At one point in the video tour, he wanders into his bedroom where I see, occupying nearly an entire wall, a blown-up photograph of him standing in the center of a boxing ring, championship belt draped over his shoulders.

This time, however, I find that I’m not angry. Instead, I get it.

The thing is this.

Steven has never been attuned to the frequency that most of us exist on. He might be enamoured with the fantasy of finding his one true love in some sweet young thing, and he might crave the intoxication of the spotlight. But that’s about where his more human preoccupations end.

For the most part, his definitions of ‘normal’ diverge so dramatically from ours it’s futile to measure our standards for anything against the same yardsticks.

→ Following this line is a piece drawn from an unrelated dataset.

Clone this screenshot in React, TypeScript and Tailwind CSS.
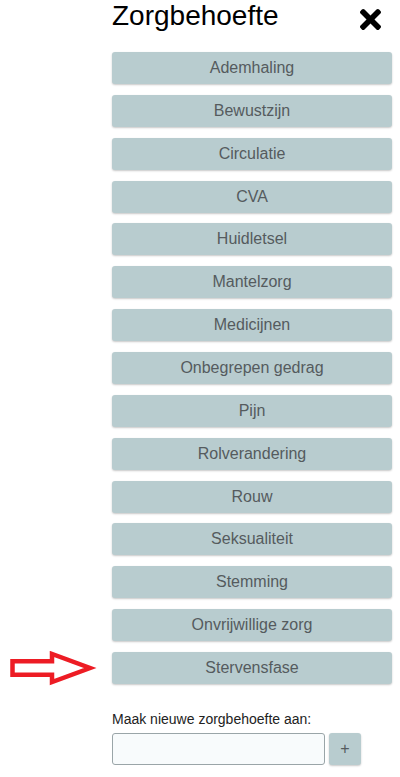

From his fashion sense to his apparent immunity to embarrassment, he has more or less transcended many of the superficial human anxieties we would otherwise find paralysing.

This also means that where we expect guilt or remorse, we might instead find ignorance or callousness. Where we might expect shame or self-consciousness, we instead find dogged determination.

All of these things make Steven Lim who he is. He doesn’t just do weird things. He is weird; by weird, I really mean different. I hesitate to use ‘unique’ because I suspect that as confident as he might be of who he is, very few people would actually aspire to have his life.

All these realisations warrant an article of this length because a year ago, I thought I understood Steven. Now, I’m starting to see that I had only made observations.

His story, to me at least, is no longer one about an ageing celebrity still struggling to stay relevant. Rather, it’s about a man—to use his own words—who has found his own sky. In the face of this, my job as a fellow human being is not to project my own expectations or moral code onto him. It’s to just let him be.

He is not an eyebrow plucker, talent manager, wannabe celebrity, attention whore, or now, fitness instructor. He’s just, whatever the hell he is. And I guess that’s cool.